### What to work on
Copy the data exactly as it appears, and do not include any pictures.

## begin

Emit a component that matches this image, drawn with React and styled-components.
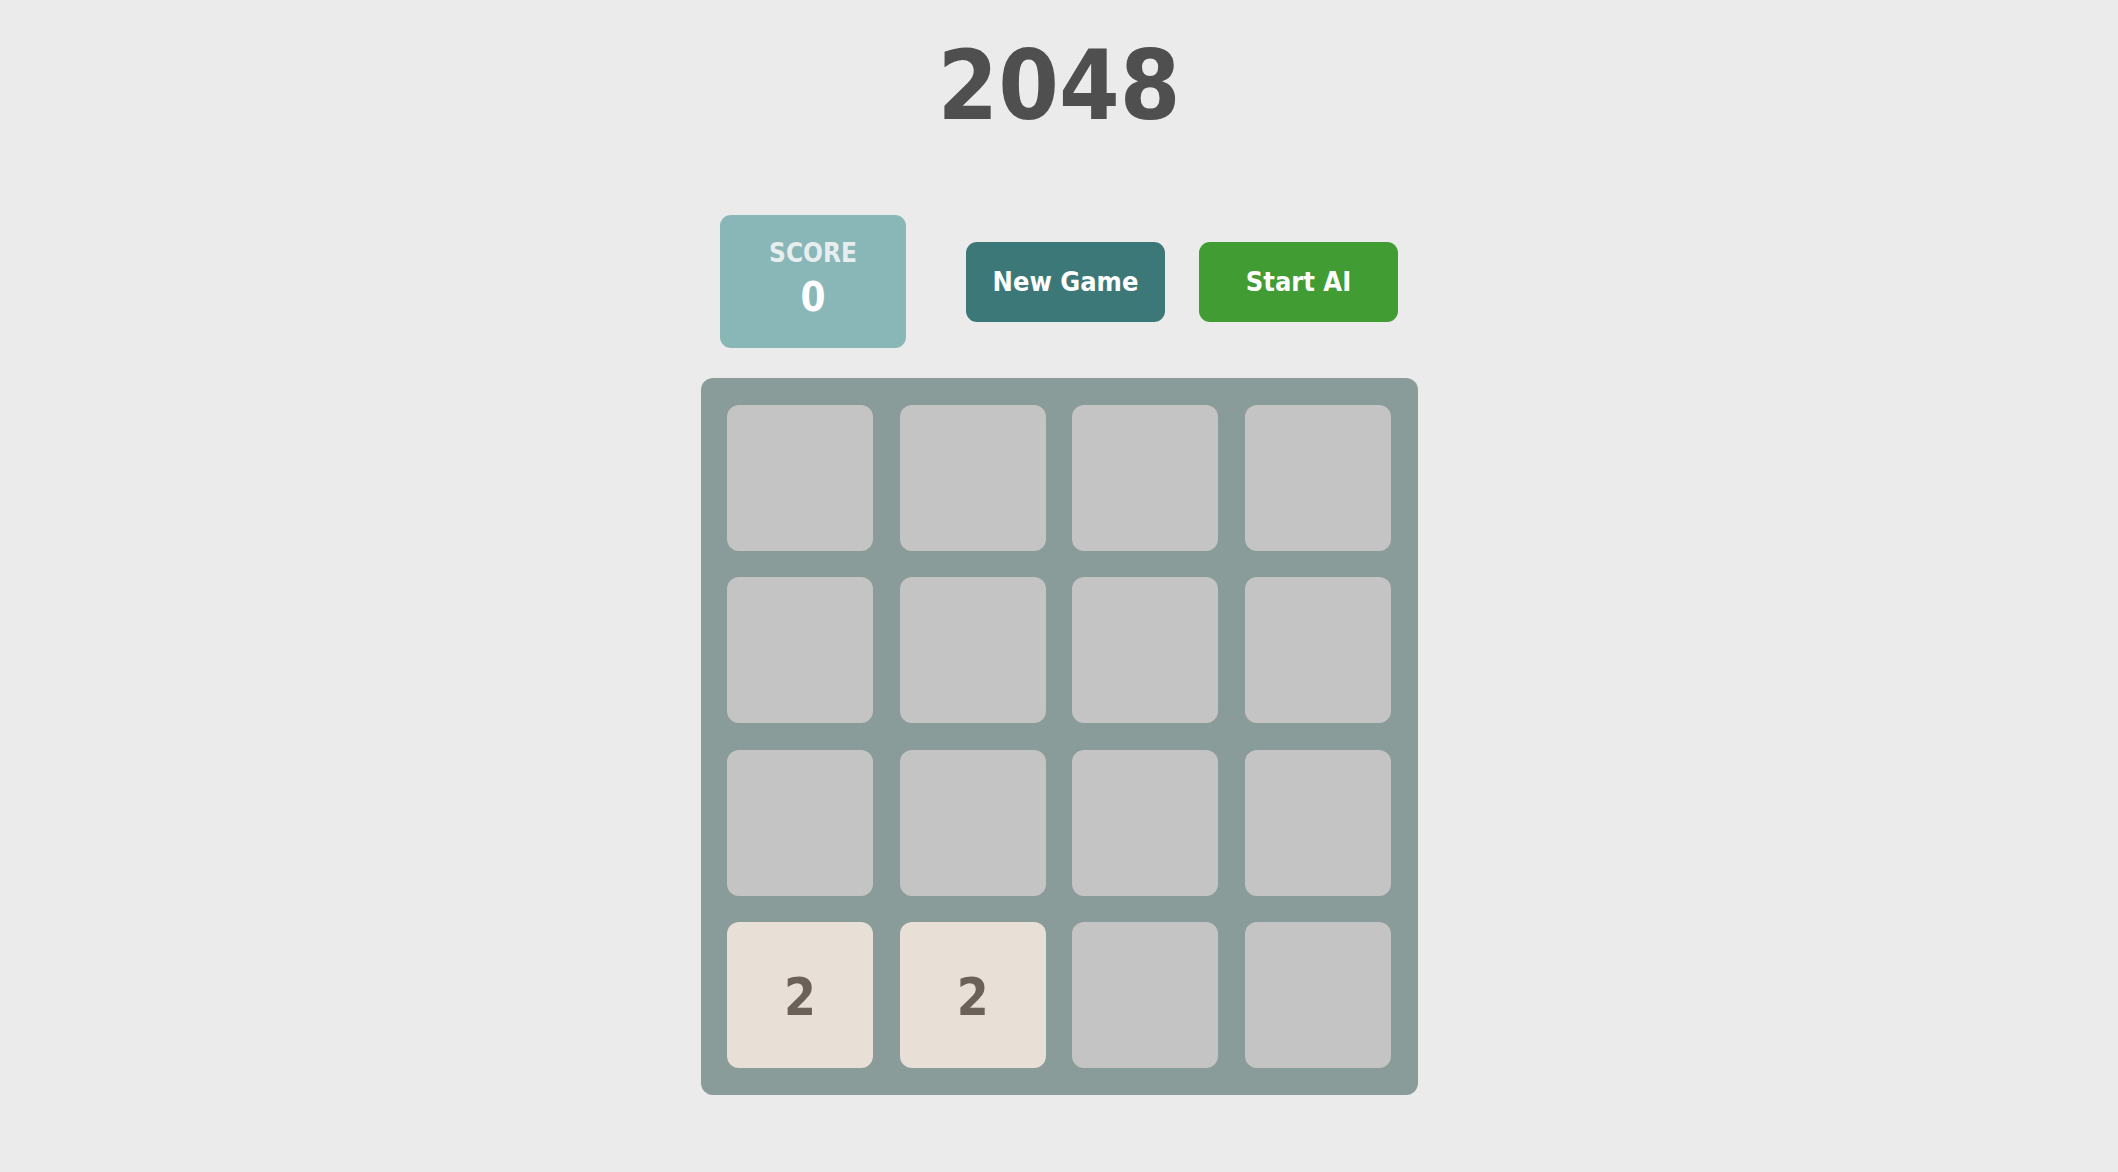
import { useState } from 'react'
import styled, { createGlobalStyle } from 'styled-components'

const GlobalStyle = createGlobalStyle`
html, body {
  margin: 0;
  padding: 0;
  background-color: #ebebeb;
}
body {
  font-family: "DejaVu Sans Condensed", "DejaVu Sans", sans-serif;
  font-stretch: condensed;
}
`

const colors = {
  bg: '#ebebeb',
  title: '#4f4f4f',
  score: '#89b7b7',
  newGame: '#3c7878',
  startAi: '#419c34',
  board: '#8a9c9a',
  empty: '#c4c4c4',
  two: '#e8dfd6',
  twoText: '#6b6158'
}

const startTiles = [
  0, 0, 0, 0,
  0, 0, 0, 0,
  0, 0, 0, 0,
  2, 2, 0, 0
]

const App = () => {
  const [tiles] = useState(startTiles)
  const [score] = useState(0)
  return (
    <Page>
      <GlobalStyle />
      <Title>2048</Title>
      <Controls>
        <ScoreBox>
          <ScoreLabel>SCORE</ScoreLabel>
          <ScoreValue>{score}</ScoreValue>
        </ScoreBox>
        <Button $bg={colors.newGame}>New Game</Button>
        <Button $bg={colors.startAi}>Start AI</Button>
      </Controls>
      <Board>
        {tiles.map((value, i) => (
          <Tile key={i} $value={value}>{value > 0 ? value : ''}</Tile>
        ))}
      </Board>
    </Page>
  )
}

const Page = styled.div`
display: flex;
flex-direction: column;
align-items: center;
min-height: 100vh;
background-color: ${colors.bg};
font-family: "DejaVu Sans Condensed", "DejaVu Sans", sans-serif;
font-stretch: condensed;
font-weight: bold;
`

const Title = styled.h1`
margin: 29px 0 0;
font-size: 97px;
line-height: normal;
font-weight: bold;
color: ${colors.title};
`

const Controls = styled.div`
display: flex;
align-items: center;
justify-content: center;
margin-top: 73px;
`

const ScoreBox = styled.div`
display: flex;
flex-direction: column;
align-items: center;
box-sizing: border-box;
width: 186px;
height: 133px;
padding-top: 25px;
margin-right: 60px;
border-radius: 11px;
background-color: ${colors.score};
`

const ScoreLabel = styled.div`
font-size: 26px;
line-height: 1;
color: #e8eeee;
`

const ScoreValue = styled.div`
margin-top: 11px;
font-size: 40px;
line-height: 1;
color: #ffffff;
`

const Button = styled.button`
width: 199px;
height: 80px;
margin-left: ${props => props.$bg === colors.startAi ? '34px' : '0'};
border: none;
border-radius: 11px;
background-color: ${props => props.$bg};
color: #ffffff;
font-family: inherit;
font-stretch: condensed;
font-weight: bold;
font-size: 27px;
cursor: pointer;
`

const Board = styled.div`
display: grid;
grid-template-columns: repeat(4, 1fr);
grid-auto-rows: 146px;
gap: 26.6px;
box-sizing: border-box;
width: 717px;
padding: 26.5px;
margin-top: 30px;
border-radius: 12px;
background-color: ${colors.board};
`

const Tile = styled.div`
display: flex;
align-items: center;
justify-content: center;
padding-top: 4px;
box-sizing: border-box;
border-radius: 12px;
background-color: ${props => props.$value === 2 ? colors.two : colors.empty};
color: ${colors.twoText};
font-size: 51px;
font-weight: bold;
`

export default App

## end

### Response to the task
Emit a component that matches this image, drawn with React and styled-components.
import { useState } from 'react'
import styled, { createGlobalStyle } from 'styled-components'

const GlobalStyle = createGlobalStyle`
html, body {
  margin: 0;
  padding: 0;
  background-color: #ebebeb;
}
body {
  font-family: "DejaVu Sans Condensed", "DejaVu Sans", sans-serif;
  font-stretch: condensed;
}
`

const colors = {
  bg: '#ebebeb',
  title: '#4f4f4f',
  score: '#89b7b7',
  newGame: '#3c7878',
  startAi: '#419c34',
  board: '#8a9c9a',
  empty: '#c4c4c4',
  two: '#e8dfd6',
  twoText: '#6b6158'
}

const startTiles = [
  0, 0, 0, 0,
  0, 0, 0, 0,
  0, 0, 0, 0,
  2, 2, 0, 0
]

const App = () => {
  const [tiles] = useState(startTiles)
  const [score] = useState(0)
  return (
    <Page>
      <GlobalStyle />
      <Title>2048</Title>
      <Controls>
        <ScoreBox>
          <ScoreLabel>SCORE</ScoreLabel>
          <ScoreValue>{score}</ScoreValue>
        </ScoreBox>
        <Button $bg={colors.newGame}>New Game</Button>
        <Button $bg={colors.startAi}>Start AI</Button>
      </Controls>
      <Board>
        {tiles.map((value, i) => (
          <Tile key={i} $value={value}>{value > 0 ? value : ''}</Tile>
        ))}
      </Board>
    </Page>
  )
}

const Page = styled.div`
display: flex;
flex-direction: column;
align-items: center;
min-height: 100vh;
background-color: ${colors.bg};
font-family: "DejaVu Sans Condensed", "DejaVu Sans", sans-serif;
font-stretch: condensed;
font-weight: bold;
`

const Title = styled.h1`
margin: 29px 0 0;
font-size: 97px;
line-height: normal;
font-weight: bold;
color: ${colors.title};
`

const Controls = styled.div`
display: flex;
align-items: center;
justify-content: center;
margin-top: 73px;
`

const ScoreBox = styled.div`
display: flex;
flex-direction: column;
align-items: center;
box-sizing: border-box;
width: 186px;
height: 133px;
padding-top: 25px;
margin-right: 60px;
border-radius: 11px;
background-color: ${colors.score};
`

const ScoreLabel = styled.div`
font-size: 26px;
line-height: 1;
color: #e8eeee;
`

const ScoreValue = styled.div`
margin-top: 11px;
font-size: 40px;
line-height: 1;
color: #ffffff;
`

const Button = styled.button`
width: 199px;
height: 80px;
margin-left: ${props => props.$bg === colors.startAi ? '34px' : '0'};
border: none;
border-radius: 11px;
background-color: ${props => props.$bg};
color: #ffffff;
font-family: inherit;
font-stretch: condensed;
font-weight: bold;
font-size: 27px;
cursor: pointer;
`

const Board = styled.div`
display: grid;
grid-template-columns: repeat(4, 1fr);
grid-auto-rows: 146px;
gap: 26.6px;
box-sizing: border-box;
width: 717px;
padding: 26.5px;
margin-top: 30px;
border-radius: 12px;
background-color: ${colors.board};
`

const Tile = styled.div`
display: flex;
align-items: center;
justify-content: center;
padding-top: 4px;
box-sizing: border-box;
border-radius: 12px;
background-color: ${props => props.$value === 2 ? colors.two : colors.empty};
color: ${colors.twoText};
font-size: 51px;
font-weight: bold;
`

export default App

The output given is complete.